=== What the task asks ===
Each line of the listing must be transcribed exactly, except for the images, which should be excluded.

=== Data lines ===

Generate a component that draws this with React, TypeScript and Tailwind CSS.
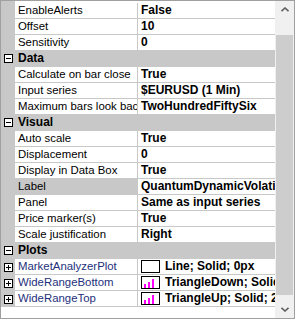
import React from 'react';

type Row =
  | { kind: 'cat'; name: string }
  | { kind: 'prop'; name: string; value: string; selected?: boolean }
  | { kind: 'plot'; name: string; value: string; bars?: boolean };

const rows: Row[] = [
  { kind: 'prop', name: 'EnableAlerts', value: 'False' },
  { kind: 'prop', name: 'Offset', value: '10' },
  { kind: 'prop', name: 'Sensitivity', value: '0' },
  { kind: 'cat', name: 'Data' },
  { kind: 'prop', name: 'Calculate on bar close', value: 'True' },
  { kind: 'prop', name: 'Input series', value: '$EURUSD (1 Min)' },
  { kind: 'prop', name: 'Maximum bars look back', value: 'TwoHundredFiftySix' },
  { kind: 'cat', name: 'Visual' },
  { kind: 'prop', name: 'Auto scale', value: 'True' },
  { kind: 'prop', name: 'Displacement', value: '0' },
  { kind: 'prop', name: 'Display in Data Box', value: 'True' },
  { kind: 'prop', name: 'Label', value: 'QuantumDynamicVolatility', selected: true },
  { kind: 'prop', name: 'Panel', value: 'Same as input series' },
  { kind: 'prop', name: 'Price marker(s)', value: 'True' },
  { kind: 'prop', name: 'Scale justification', value: 'Right' },
  { kind: 'cat', name: 'Plots' },
  { kind: 'plot', name: 'MarketAnalyzerPlot', value: 'Line; Solid; 0px' },
  { kind: 'plot', name: 'WideRangeBottom', value: 'TriangleDown; Solid; 2px', bars: true },
  { kind: 'plot', name: 'WideRangeTop', value: 'TriangleUp; Solid; 2px', bars: true },
];

const Box: React.FC<{ plus?: boolean }> = ({ plus }) => (
  <svg width="9" height="9" viewBox="0 0 9 9" className="block">
    <rect x="0.5" y="0.5" width="8" height="8" fill="#ffffff" stroke="#000000" />
    <line x1="2" y1="4.5" x2="7" y2="4.5" stroke="#000000" />
    {plus && <line x1="4.5" y1="2" x2="4.5" y2="7" stroke="#000000" />}
  </svg>
);

const Swatch: React.FC<{ bars?: boolean }> = ({ bars }) => (
  <svg width="19" height="13" viewBox="0 0 19 13" className="block shrink-0">
    <rect x="0.5" y="0.5" width="18" height="12" fill="#ffffff" stroke="#000000" />
    {bars && (
      <g fill="#ff00ff">
        <rect x="3" y="8" width="2" height="4" />
        <rect x="7" y="6" width="2" height="6" />
        <rect x="11" y="3" width="2" height="9" />
      </g>
    )}
  </svg>
);

const Chevron: React.FC<{ down?: boolean }> = ({ down }) => (
  <svg width="8" height="5" viewBox="0 0 8 5" className="block">
    <path d={down ? 'M0.5 0.8 L4 4 L7.5 0.8' : 'M0.5 4.2 L4 1 L7.5 4.2'} fill="none" stroke="#606060" strokeWidth="1.6" />
  </svg>
);

export default function App() {
  return (
    <div className="w-[295px] h-[319px] border border-[#a0a0a0] bg-white flex font-['Liberation_Sans',Arial,sans-serif] text-[11px] text-black overflow-hidden">
      <div className="flex-1 flex flex-col min-w-0">
        <div className="h-[2px] flex">
          <div className="w-[14px] bg-[#c8c8c8]" />
        </div>
        {rows.map((r, i) =>
          r.kind === 'cat' ? (
            <div key={i} className="h-[16px] flex bg-[#c8c8c8] border-b border-[#c8c8c8]">
              <div className="w-[14px] flex items-center justify-center">
                <Box />
              </div>
              <div className="pl-[3px] font-bold text-[12px] leading-[15px]">{r.name}</div>
            </div>
          ) : (
            <div key={i} className="h-[16px] flex">
              <div className="w-[14px] bg-[#c8c8c8] flex items-center justify-center">
                {r.kind === 'plot' && <Box plus />}
              </div>
              <div
                className={`w-[123px] shrink-0 border-b border-r border-[#c8c8c8] pl-[3px] text-[11.4px] leading-[15px] whitespace-nowrap overflow-hidden ${
                  r.kind === 'prop' && r.selected ? 'bg-[#c8c8c8]' : 'bg-white'
                } ${r.kind === 'plot' ? 'text-[#24307c]' : ''}`}
              >
                {r.name}
              </div>
              <div className="flex-1 min-w-0 border-b border-[#c8c8c8] pl-[3px] font-bold text-[12px] leading-[15px] whitespace-nowrap overflow-hidden flex items-center">
                {r.kind === 'plot' ? (
                  <>
                    <Swatch bars={r.bars} />
                    <span className="ml-[5px]">{r.value}</span>
                  </>
                ) : (
                  r.value
                )}
              </div>
            </div>
          )
        )}
      </div>
      <div className="w-[19px] shrink-0 bg-[#f0f0f0] flex flex-col">
        <div className="h-[17px] flex items-center justify-center">
          <Chevron />
        </div>
        <div className="flex-1 flex flex-col px-[1px]">
          <div className="h-[17px]" />
          <div className="h-[260px] bg-[#cdcdcd]" />
        </div>
        <div className="h-[17px] flex items-center justify-center">
          <Chevron down />
        </div>
      </div>
    </div>
  );
}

=== Written solution ===
Generate a component that draws this with React, TypeScript and Tailwind CSS.
import React from 'react';

type Row =
  | { kind: 'cat'; name: string }
  | { kind: 'prop'; name: string; value: string; selected?: boolean }
  | { kind: 'plot'; name: string; value: string; bars?: boolean };

const rows: Row[] = [
  { kind: 'prop', name: 'EnableAlerts', value: 'False' },
  { kind: 'prop', name: 'Offset', value: '10' },
  { kind: 'prop', name: 'Sensitivity', value: '0' },
  { kind: 'cat', name: 'Data' },
  { kind: 'prop', name: 'Calculate on bar close', value: 'True' },
  { kind: 'prop', name: 'Input series', value: '$EURUSD (1 Min)' },
  { kind: 'prop', name: 'Maximum bars look back', value: 'TwoHundredFiftySix' },
  { kind: 'cat', name: 'Visual' },
  { kind: 'prop', name: 'Auto scale', value: 'True' },
  { kind: 'prop', name: 'Displacement', value: '0' },
  { kind: 'prop', name: 'Display in Data Box', value: 'True' },
  { kind: 'prop', name: 'Label', value: 'QuantumDynamicVolatility', selected: true },
  { kind: 'prop', name: 'Panel', value: 'Same as input series' },
  { kind: 'prop', name: 'Price marker(s)', value: 'True' },
  { kind: 'prop', name: 'Scale justification', value: 'Right' },
  { kind: 'cat', name: 'Plots' },
  { kind: 'plot', name: 'MarketAnalyzerPlot', value: 'Line; Solid; 0px' },
  { kind: 'plot', name: 'WideRangeBottom', value: 'TriangleDown; Solid; 2px', bars: true },
  { kind: 'plot', name: 'WideRangeTop', value: 'TriangleUp; Solid; 2px', bars: true },
];

const Box: React.FC<{ plus?: boolean }> = ({ plus }) => (
  <svg width="9" height="9" viewBox="0 0 9 9" className="block">
    <rect x="0.5" y="0.5" width="8" height="8" fill="#ffffff" stroke="#000000" />
    <line x1="2" y1="4.5" x2="7" y2="4.5" stroke="#000000" />
    {plus && <line x1="4.5" y1="2" x2="4.5" y2="7" stroke="#000000" />}
  </svg>
);

const Swatch: React.FC<{ bars?: boolean }> = ({ bars }) => (
  <svg width="19" height="13" viewBox="0 0 19 13" className="block shrink-0">
    <rect x="0.5" y="0.5" width="18" height="12" fill="#ffffff" stroke="#000000" />
    {bars && (
      <g fill="#ff00ff">
        <rect x="3" y="8" width="2" height="4" />
        <rect x="7" y="6" width="2" height="6" />
        <rect x="11" y="3" width="2" height="9" />
      </g>
    )}
  </svg>
);

const Chevron: React.FC<{ down?: boolean }> = ({ down }) => (
  <svg width="8" height="5" viewBox="0 0 8 5" className="block">
    <path d={down ? 'M0.5 0.8 L4 4 L7.5 0.8' : 'M0.5 4.2 L4 1 L7.5 4.2'} fill="none" stroke="#606060" strokeWidth="1.6" />
  </svg>
);

export default function App() {
  return (
    <div className="w-[295px] h-[319px] border border-[#a0a0a0] bg-white flex font-['Liberation_Sans',Arial,sans-serif] text-[11px] text-black overflow-hidden">
      <div className="flex-1 flex flex-col min-w-0">
        <div className="h-[2px] flex">
          <div className="w-[14px] bg-[#c8c8c8]" />
        </div>
        {rows.map((r, i) =>
          r.kind === 'cat' ? (
            <div key={i} className="h-[16px] flex bg-[#c8c8c8] border-b border-[#c8c8c8]">
              <div className="w-[14px] flex items-center justify-center">
                <Box />
              </div>
              <div className="pl-[3px] font-bold text-[12px] leading-[15px]">{r.name}</div>
            </div>
          ) : (
            <div key={i} className="h-[16px] flex">
              <div className="w-[14px] bg-[#c8c8c8] flex items-center justify-center">
                {r.kind === 'plot' && <Box plus />}
              </div>
              <div
                className={`w-[123px] shrink-0 border-b border-r border-[#c8c8c8] pl-[3px] text-[11.4px] leading-[15px] whitespace-nowrap overflow-hidden ${
                  r.kind === 'prop' && r.selected ? 'bg-[#c8c8c8]' : 'bg-white'
                } ${r.kind === 'plot' ? 'text-[#24307c]' : ''}`}
              >
                {r.name}
              </div>
              <div className="flex-1 min-w-0 border-b border-[#c8c8c8] pl-[3px] font-bold text-[12px] leading-[15px] whitespace-nowrap overflow-hidden flex items-center">
                {r.kind === 'plot' ? (
                  <>
                    <Swatch bars={r.bars} />
                    <span className="ml-[5px]">{r.value}</span>
                  </>
                ) : (
                  r.value
                )}
              </div>
            </div>
          )
        )}
      </div>
      <div className="w-[19px] shrink-0 bg-[#f0f0f0] flex flex-col">
        <div className="h-[17px] flex items-center justify-center">
          <Chevron />
        </div>
        <div className="flex-1 flex flex-col px-[1px]">
          <div className="h-[17px]" />
          <div className="h-[260px] bg-[#cdcdcd]" />
        </div>
        <div className="h-[17px] flex items-center justify-center">
          <Chevron down />
        </div>
      </div>
    </div>
  );
}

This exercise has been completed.